Provided data

────────

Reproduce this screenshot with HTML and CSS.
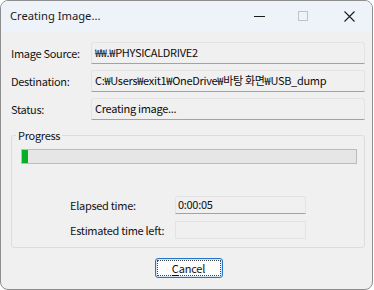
FILE: index.html
```html
<!DOCTYPE html>
<html>
<head>
<meta charset="utf-8">
<link rel="stylesheet" href="styles.css">
</head>
<body>
<div class="window">
  <div class="titlebar">
    <span class="title">Creating Image...</span>
    <div class="caption">
      <span class="cbtn min"><svg width="11" height="1" viewBox="0 0 11 1"><rect width="11" height="1" fill="#1b1b1b"/></svg></span>
      <span class="cbtn"><svg width="10" height="10" viewBox="0 0 10 10"><rect x="0.5" y="0.5" width="9" height="9" fill="none" stroke="#c3c3c3" stroke-width="1"/></svg></span>
      <span class="cbtn"><svg width="11" height="11" viewBox="0 0 11 11"><path d="M0.5 0.5 L10.5 10.5 M10.5 0.5 L0.5 10.5" stroke="#1b1b1b" stroke-width="1.1" fill="none"/></svg></span>
    </div>
  </div>
  <div class="client">
    <div class="info">
      <span class="lbl">Image Source:</span><div class="field">₩₩.₩PHYSICALDRIVE2</div>
      <span class="lbl">Destination:</span><div class="field">C:₩Users₩exit1₩OneDrive₩바탕 화면₩USB_dump</div>
      <span class="lbl">Status:</span><div class="field">Creating image...</div>
    </div>
    <fieldset class="group">
      <legend>Progress</legend>
      <div class="bar"><div class="fill" style="width:6px"></div></div>
      <div class="times">
        <span class="lbl">Elapsed time:</span><div class="field small">0:00:05</div>
        <span class="lbl">Estimated time left:</span><div class="field small off"></div>
      </div>
    </fieldset>
    <div class="actions">
      <button class="btn"><span class="focus"><u>C</u>ancel</span></button>
    </div>
  </div>
</div>
</body>
</html>
```

FILE: styles.css
```css
html, body {
  margin: 0;
  padding: 0;
  background: #ffffff;
}
body {
  font-family: "Noto Sans CJK KR", "Noto Sans", sans-serif;
  font-size: 11px;
  letter-spacing: -0.3px;
  color: #141414;
}
.window {
  width: 373px;
  height: 290px;
  box-sizing: border-box;
  border: 1px solid #8e8e8e;
  border-radius: 8px;
  overflow: hidden;
  background: #f0f0f0;
  display: flex;
  flex-direction: column;
}
.titlebar {
  height: 31px;
  flex: none;
  background: #eef2f9;
  display: flex;
  align-items: center;
}
.title {
  flex: 1;
  padding-left: 9px;
  font-family: "Noto Sans", sans-serif;
  font-size: 11.2px;
  letter-spacing: 0;
  color: #1a1a1a;
  line-height: 16px;
  margin-top: -1px;
}
.caption {
  display: flex;
  height: 31px;
}
.cbtn {
  width: 46px;
  height: 31px;
  display: flex;
  align-items: center;
  justify-content: center;
}
.cbtn svg {
  margin-top: -1px;
}
.cbtn.min svg {
  margin-left: 4px;
}
.client {
  flex: 1;
  padding: 10px 7px 0 10px;
  display: flex;
  flex-direction: column;
}
.info {
  display: grid;
  grid-template-columns: 80px 1fr;
  row-gap: 6px;
  align-items: center;
}
.lbl {
  line-height: 16px;
  white-space: nowrap;
}
.field {
  height: 22px;
  box-sizing: border-box;
  border: 1px solid #e3e3e3;
  border-bottom-color: #a2a2a2;
  border-radius: 3px 3px 0 0;
  background: #f0f0f0;
  padding: 0 3px;
  line-height: 19px;
  white-space: nowrap;
  overflow: hidden;
  color: #0d0d0d;
}
.group {
  margin: 7px 0 0 0;
  padding: 0 7px 8px 9px;
  border: 1px solid #dcdcdc;
  border-radius: 3px;
  min-width: 0;
}
.group legend {
  padding: 0 2px;
  margin-left: -5px;
  line-height: 16px;
}
.bar {
  margin-top: 6px;
  height: 15px;
  box-sizing: border-box;
  border: 1px solid #bcbcbc;
  background: #e6e6e6;
}
.fill {
  height: 100%;
  background: #06b025;
}
.times {
  margin: 32px 0 0 49px;
  display: grid;
  grid-template-columns: 105px 131px;
  row-gap: 7px;
  align-items: center;
}
.field.small {
  height: 18px;
  line-height: 15px;
  padding: 0 2px;
}
.field.off {
  border-bottom-color: #e3e3e3;
  border-radius: 0;
}
.actions {
  margin-top: 10px;
  display: flex;
  justify-content: center;
  padding-left: 1px;
}
.btn {
  width: 68px;
  height: 20px;
  box-sizing: border-box;
  padding: 1px;
  margin: 0;
  border: 1px solid #1f74cc;
  border-radius: 3px;
  background: #fdfdfd;
  box-shadow: inset 0 0 0 1px #d4e6f8;
  font-family: "Noto Sans CJK KR", "Noto Sans", sans-serif;
  font-size: 11px;
  letter-spacing: -0.2px;
  color: #111;
  display: flex;
}
.focus {
  flex: 1;
  border: 1px dotted #444;
  line-height: 14px;
  text-align: center;
}
.focus u {
  text-underline-offset: 2px;
}
```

────────

Required work
The data above should be repeated exactly, minus any pictures.

Correct output
Reproduce this screenshot with HTML and CSS.
FILE: index.html
```html
<!DOCTYPE html>
<html>
<head>
<meta charset="utf-8">
<link rel="stylesheet" href="styles.css">
</head>
<body>
<div class="window">
  <div class="titlebar">
    <span class="title">Creating Image...</span>
    <div class="caption">
      <span class="cbtn min"><svg width="11" height="1" viewBox="0 0 11 1"><rect width="11" height="1" fill="#1b1b1b"/></svg></span>
      <span class="cbtn"><svg width="10" height="10" viewBox="0 0 10 10"><rect x="0.5" y="0.5" width="9" height="9" fill="none" stroke="#c3c3c3" stroke-width="1"/></svg></span>
      <span class="cbtn"><svg width="11" height="11" viewBox="0 0 11 11"><path d="M0.5 0.5 L10.5 10.5 M10.5 0.5 L0.5 10.5" stroke="#1b1b1b" stroke-width="1.1" fill="none"/></svg></span>
    </div>
  </div>
  <div class="client">
    <div class="info">
      <span class="lbl">Image Source:</span><div class="field">₩₩.₩PHYSICALDRIVE2</div>
      <span class="lbl">Destination:</span><div class="field">C:₩Users₩exit1₩OneDrive₩바탕 화면₩USB_dump</div>
      <span class="lbl">Status:</span><div class="field">Creating image...</div>
    </div>
    <fieldset class="group">
      <legend>Progress</legend>
      <div class="bar"><div class="fill" style="width:6px"></div></div>
      <div class="times">
        <span class="lbl">Elapsed time:</span><div class="field small">0:00:05</div>
        <span class="lbl">Estimated time left:</span><div class="field small off"></div>
      </div>
    </fieldset>
    <div class="actions">
      <button class="btn"><span class="focus"><u>C</u>ancel</span></button>
    </div>
  </div>
</div>
</body>
</html>
```

FILE: styles.css
```css
html, body {
  margin: 0;
  padding: 0;
  background: #ffffff;
}
body {
  font-family: "Noto Sans CJK KR", "Noto Sans", sans-serif;
  font-size: 11px;
  letter-spacing: -0.3px;
  color: #141414;
}
.window {
  width: 373px;
  height: 290px;
  box-sizing: border-box;
  border: 1px solid #8e8e8e;
  border-radius: 8px;
  overflow: hidden;
  background: #f0f0f0;
  display: flex;
  flex-direction: column;
}
.titlebar {
  height: 31px;
  flex: none;
  background: #eef2f9;
  display: flex;
  align-items: center;
}
.title {
  flex: 1;
  padding-left: 9px;
  font-family: "Noto Sans", sans-serif;
  font-size: 11.2px;
  letter-spacing: 0;
  color: #1a1a1a;
  line-height: 16px;
  margin-top: -1px;
}
.caption {
  display: flex;
  height: 31px;
}
.cbtn {
  width: 46px;
  height: 31px;
  display: flex;
  align-items: center;
  justify-content: center;
}
.cbtn svg {
  margin-top: -1px;
}
.cbtn.min svg {
  margin-left: 4px;
}
.client {
  flex: 1;
  padding: 10px 7px 0 10px;
  display: flex;
  flex-direction: column;
}
.info {
  display: grid;
  grid-template-columns: 80px 1fr;
  row-gap: 6px;
  align-items: center;
}
.lbl {
  line-height: 16px;
  white-space: nowrap;
}
.field {
  height: 22px;
  box-sizing: border-box;
  border: 1px solid #e3e3e3;
  border-bottom-color: #a2a2a2;
  border-radius: 3px 3px 0 0;
  background: #f0f0f0;
  padding: 0 3px;
  line-height: 19px;
  white-space: nowrap;
  overflow: hidden;
  color: #0d0d0d;
}
.group {
  margin: 7px 0 0 0;
  padding: 0 7px 8px 9px;
  border: 1px solid #dcdcdc;
  border-radius: 3px;
  min-width: 0;
}
.group legend {
  padding: 0 2px;
  margin-left: -5px;
  line-height: 16px;
}
.bar {
  margin-top: 6px;
  height: 15px;
  box-sizing: border-box;
  border: 1px solid #bcbcbc;
  background: #e6e6e6;
}
.fill {
  height: 100%;
  background: #06b025;
}
.times {
  margin: 32px 0 0 49px;
  display: grid;
  grid-template-columns: 105px 131px;
  row-gap: 7px;
  align-items: center;
}
.field.small {
  height: 18px;
  line-height: 15px;
  padding: 0 2px;
}
.field.off {
  border-bottom-color: #e3e3e3;
  border-radius: 0;
}
.actions {
  margin-top: 10px;
  display: flex;
  justify-content: center;
  padding-left: 1px;
}
.btn {
  width: 68px;
  height: 20px;
  box-sizing: border-box;
  padding: 1px;
  margin: 0;
  border: 1px solid #1f74cc;
  border-radius: 3px;
  background: #fdfdfd;
  box-shadow: inset 0 0 0 1px #d4e6f8;
  font-family: "Noto Sans CJK KR", "Noto Sans", sans-serif;
  font-size: 11px;
  letter-spacing: -0.2px;
  color: #111;
  display: flex;
}
.focus {
  flex: 1;
  border: 1px dotted #444;
  line-height: 14px;
  text-align: center;
}
.focus u {
  text-underline-offset: 2px;
}
```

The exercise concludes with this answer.